In some cases, you might be unable to connect the adapter to your Snowball. In this case, keep in mind these points:
- The terminal session that you ran the unlock command on must remain open for the connection to be established. To initiate connection commands, open a secondary terminal window.
- The adapter endpoint uses the IP address of the workstation where the adapter is installed, and not the IP address of the Snowball.
If you're communicating with the Snowball through the Amazon S3 Adapter for Snowball using the AWS CLI, you might encounter an error message that says
Unable to locate credentials. You can configure credentials by running "aws configure".
Action to take
Configure the AWS credentials that the AWS CLI uses to run commands for you. For more information, see Configuring the AWS Command Line Interface in the AWS Command Line Interface User Guide.
Sometimes files fail to import into Amazon S3. If the following issue occurs, try the actions specified to resolve your issue. If a file fails import, you might need to try importing it again. Importing it again might require a new job for Snowball.
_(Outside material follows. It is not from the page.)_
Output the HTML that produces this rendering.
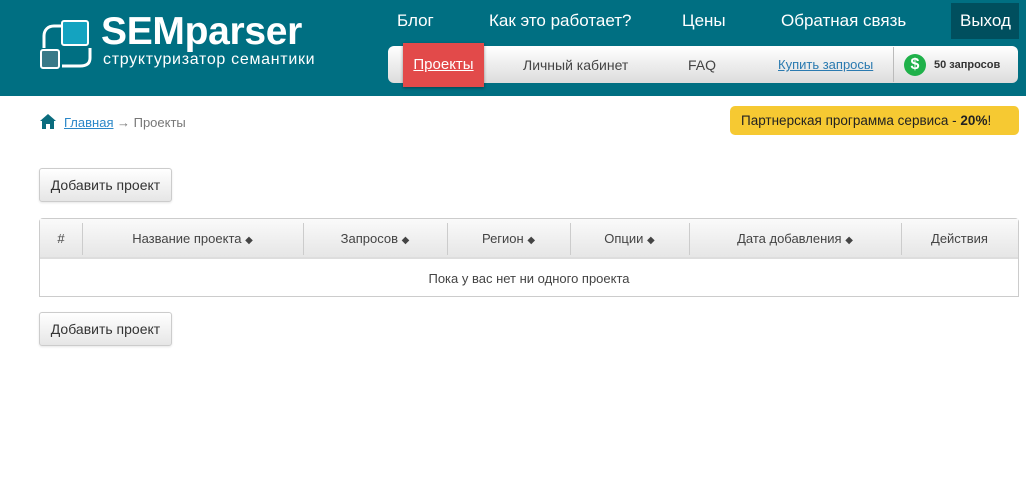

Files failed import into Amazon S3 due to invalid characters in object names
This problem occurs if a file or folder name has characters that aren't supported by Amazon S3. Amazon S3 has rules about what characters can be in object names. For more information, see Object Key Naming Guidelines.
Action to take
If you encounter this issue, you see the list of files and folders that failed import in your job completion report.
In some cases, the list is prohibitively large, or the files in the list are too large to transfer over the internet. In these cases, you should create a new Snowball import job, change the file and folder names to comply with Amazon S3 rules, and transfer the files again.
If the files are small and there isn't a large number of them, you can copy them to Amazon S3 through the AWS CLI or the AWS Management Console. For more information, see How Do I Upload Files and Folders to an S3 Bucket? in the Amazon Simple Storage Service Console User Guide.
Sometimes files fail to export into your workstation. If the following issue occurs, try the actions specified to resolve your issue. If a file fails export, you might need to try exporting it again. Exporting it again might require a new job for Snowball.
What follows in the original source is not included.